Additional Information

  • To report a brush fire, at the Malibu campus and at all other domestic University campuses, call 911. Then call the Department of Public Safety at (310) 506- 4441.
  • Give your name and the location of the fire. Do not hang up until the dispatcher tells you to do so.
  • If you are outdoors, seek shelter in a safe nearby building.
  • If you are indoors, close all windows and doors; open all curtains and blinds. Relocate all combustibles away from windows. If time permits, back up important files from your computer hard drive to a disk that you can take with you. Turn off and unplug all electrical equipment.
  • If the fire is large, you may be instructed at the Malibu campus to proceed to a designated relocation area (typically Tyler Campus Center). At the relocation area, report to your RA or your Residential Emergency Response Team (RERT) member.

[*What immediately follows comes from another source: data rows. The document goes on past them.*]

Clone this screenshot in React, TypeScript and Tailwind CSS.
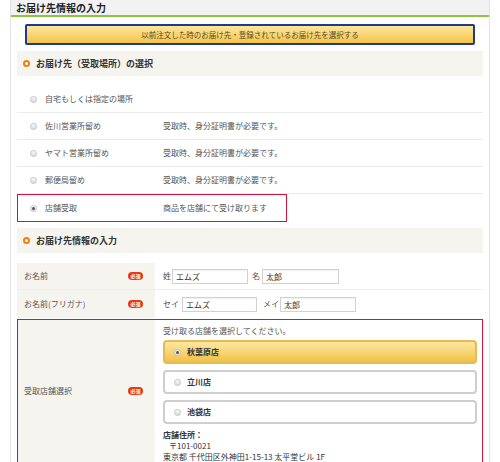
import React from 'react';

const options = [
  { label: '自宅もしくは指定の場所', note: '' },
  { label: '佐川営業所留め', note: '受取時、身分証明書が必要です。' },
  { label: 'ヤマト営業所留め', note: '受取時、身分証明書が必要です。' },
  { label: '郵便局留め', note: '受取時、身分証明書が必要です。' },
];

const stores = ['秋葉原店', '立川店', '池袋店'];

function Radio({ checked = false }: { checked?: boolean }) {
  return (
    <span className="w-[7px] h-[7px] rounded-full border border-[#c4c4c4] bg-gradient-to-b from-[#fafafa] to-[#dcdcdc] flex items-center justify-center shrink-0">
      {checked && <span className="w-[3px] h-[3px] rounded-full bg-[#555]" />}
    </span>
  );
}

function SectionTitle({ children }: { children: React.ReactNode }) {
  return (
    <div className="h-[25px] bg-[#f5f4ef] flex items-center pl-[6px] gap-[6px] text-[9px] font-bold text-[#333]">
      <span className="w-[7px] h-[7px] rounded-full border-2 border-[#f0820a] bg-white" />
      {children}
    </div>
  );
}

function Required() {
  return (
    <span className="w-[15px] h-[8px] rounded-full bg-[#e63a12] text-white text-[5px] leading-[8px] text-center font-bold">必須</span>
  );
}

function Field({ w, value }: { w: string; value: string }) {
  return (
    <span className={`${w} h-[15px] border border-[#d2d2d2] shadow-[inset_0_1px_1px_rgba(0,0,0,0.06)] bg-white pl-[3px] leading-[13px] text-[8px] text-[#333]`}>
      {value}
    </span>
  );
}

export default function App() {
  return (
    <div className="w-[500px] h-[462px] bg-white overflow-hidden text-[#555] font-['Noto_Sans_CJK_JP','Noto_Sans',sans-serif]">
      <div className="ml-[10px] w-[480px] h-full border-x border-[#e2e2e2]">
        <div className="h-[17px] bg-[#f2f2f2] border-b-2 border-[#8cc43c] flex items-center pl-[5px] text-[10px] font-bold text-[#222]">
          お届け先情報の入力
        </div>

        <div className="px-[6px]">
          <button className="mt-[7px] mx-[8px] w-[450px] h-[21px] rounded-[2px] border-2 border-[#1f3a8c] bg-gradient-to-b from-[#fde79c] to-[#f4c443] text-[7.5px] text-[#5a4a20] flex items-center justify-center">
            以前注文した時のお届け先・登録されているお届け先を選択する
          </button>

          <div className="mt-[6px]">
            <SectionTitle>お届け先（受取場所）の選択</SectionTitle>
          </div>

          <div className="mt-[10px]">
            {options.map(o => (
              <div key={o.label} className="h-[27px] border-b border-[#ececec] flex items-center text-[8px]">
                <span className="w-[28px] flex justify-center pl-[4px]"><Radio /></span>
                <span className="w-[118px]">{o.label}</span>
                <span>{o.note}</span>
              </div>
            ))}
            <div className="w-[270px] h-[28px] border-[1.5px] border-[#d3123f] flex items-center text-[8px]">
              <span className="w-[27px] flex justify-center pl-[3px]"><Radio checked /></span>
              <span className="w-[118px]">店舗受取</span>
              <span>商品を店舗にて受け取ります</span>
            </div>
          </div>

          <div className="mt-[6px]">
            <SectionTitle>お届け先情報の入力</SectionTitle>
          </div>

          <div className="mt-[10px] text-[8px]">
            <div className="h-[27px] flex border-b border-[#eeeeee]">
              <div className="w-[138px] bg-[#f5f4ef] flex items-center justify-between pl-[7px] pr-[12px]">
                <span>お名前</span>
                <Required />
              </div>
              <div className="flex items-center pl-[8px]">
                <span className="w-[9px]">姓</span>
                <Field w="w-[76px]" value="エムズ" />
                <span className="ml-[4px] w-[10px]">名</span>
                <Field w="w-[77px]" value="太郎" />
              </div>
            </div>
            <div className="h-[28px] flex">
              <div className="w-[138px] bg-[#f5f4ef] flex items-center justify-between pl-[7px] pr-[12px]">
                <span>お名前(フリガナ)</span>
                <Required />
              </div>
              <div className="flex items-center pl-[8px]">
                <span className="w-[19px]">セイ</span>
                <Field w="w-[75px]" value="エムズ" />
                <span className="ml-[6px] w-[17px]">メイ</span>
                <Field w="w-[76px]" value="太郎" />
              </div>
            </div>
          </div>

          <div className="mt-[1px] h-[144px] border-[1.5px] border-[#d3123f] flex text-[8px]">
            <div className="w-[137px] bg-[#f5f4ef] flex items-center justify-between pl-[6px] pr-[12px]">
              <span>受取店舗選択</span>
              <Required />
            </div>
            <div className="flex-1 pl-[8px] pr-[5px] pt-[5px]">
              <div className="leading-[12px]">受け取る店舗を選択してください。</div>
              <div className="mt-[3px] flex flex-col gap-[6px]">
                {stores.map((s, i) => (
                  <div
                    key={s}
                    className={`h-[24px] rounded-[4px] border-2 flex items-center pl-[9px] gap-[6px] font-bold text-[#333] ${
                      i === 0
                        ? 'border-[#e3bd52] bg-gradient-to-b from-[#fde7a0] to-[#f2c141]'
                        : 'border-[#cfcfcf] bg-white'
                    }`}
                  >
                    <Radio checked={i === 0} />
                    {s}
                  </div>
                ))}
              </div>
              <div className="mt-[5px] leading-[11px] text-[#333]">
                <div className="font-bold">店舗住所：</div>
                <div className="pl-[6px]">〒101-0021</div>
                <div>東京都 千代田区外神田1-15-13 太平堂ビル 1F</div>
              </div>
            </div>
          </div>
        </div>
      </div>
    </div>
  );
}
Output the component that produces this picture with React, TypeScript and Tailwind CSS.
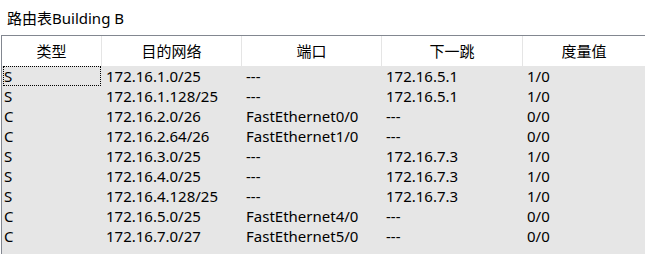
import React from 'react'

const columns = [
    {title: '类型', width: 'w-[100px]'},
    {title: '目的网络', width: 'w-[140px]'},
    {title: '端口', width: 'w-[140px]'},
    {title: '下一跳', width: 'w-[141px]'},
    {title: '度量值', width: 'flex-1'},
]

const routes = [
    ['S', '172.16.1.0/25', '---', '172.16.5.1', '1/0'],
    ['S', '172.16.1.128/25', '---', '172.16.5.1', '1/0'],
    ['C', '172.16.2.0/26', 'FastEthernet0/0', '---', '0/0'],
    ['C', '172.16.2.64/26', 'FastEthernet1/0', '---', '0/0'],
    ['S', '172.16.3.0/25', '---', '172.16.7.3', '1/0'],
    ['S', '172.16.4.0/25', '---', '172.16.7.3', '1/0'],
    ['S', '172.16.4.128/25', '---', '172.16.7.3', '1/0'],
    ['C', '172.16.5.0/25', 'FastEthernet4/0', '---', '0/0'],
    ['C', '172.16.7.0/27', 'FastEthernet5/0', '---', '0/0'],
]

export default function App() {
    return (
        <div
            className="w-[645px] h-[254px] bg-white overflow-hidden text-[15px] text-black"
            style={{fontFamily: '"Noto Sans", "Noto Sans CJK SC", sans-serif'}}
        >
            <div className="h-[35px] pl-[7px] pt-[6px] leading-[24px]">路由表Building B</div>
            <div className="ml-[1px] border-l border-t border-[#828790] h-[219px] bg-[#e6e6e6]">
                <div className="flex h-[30px] bg-white">
                    {columns.map((col, i) => (
                        <div
                            key={col.title}
                            className={`${col.width} shrink-0 flex items-center justify-center ${i < columns.length - 1 ? 'border-r border-[#e5e5e5]' : ''}`}
                        >
                            {col.title}
                        </div>
                    ))}
                </div>
                {routes.map((row, r) => (
                    <div key={r} className="flex h-[20px] leading-[20px]">
                        {row.map((cell, c) => (
                            <div
                                key={c}
                                className={`${columns[c].width} shrink-0 ${c === 0 ? 'pl-[2px]' : 'pl-[4px]'}`}
                            >
                                {r === 0 && c === 0 ? (
                                    <div className="-ml-[1px] mr-[1px] h-[20px] border border-dotted border-black leading-[18px]">
                                        {cell}
                                    </div>
                                ) : (
                                    cell
                                )}
                            </div>
                        ))}
                    </div>
                ))}
            </div>
        </div>
    )
}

  • Because of road closures, traffic congestion, and the possibility that the fire may outrun you, it is normally not advisable to leave the Malibu campus during a brush fire. This is referred to as “sheltering-in-place.” For more information on “sheltering-in-place” please see the Shelter-in-Place page which includes a video explaining the practice and how we do so at Pepperdine’s Malibu campus.
  • If instructed to relocate, do not return to the vacated location until instructed to do so by Public Safety or public agency personnel.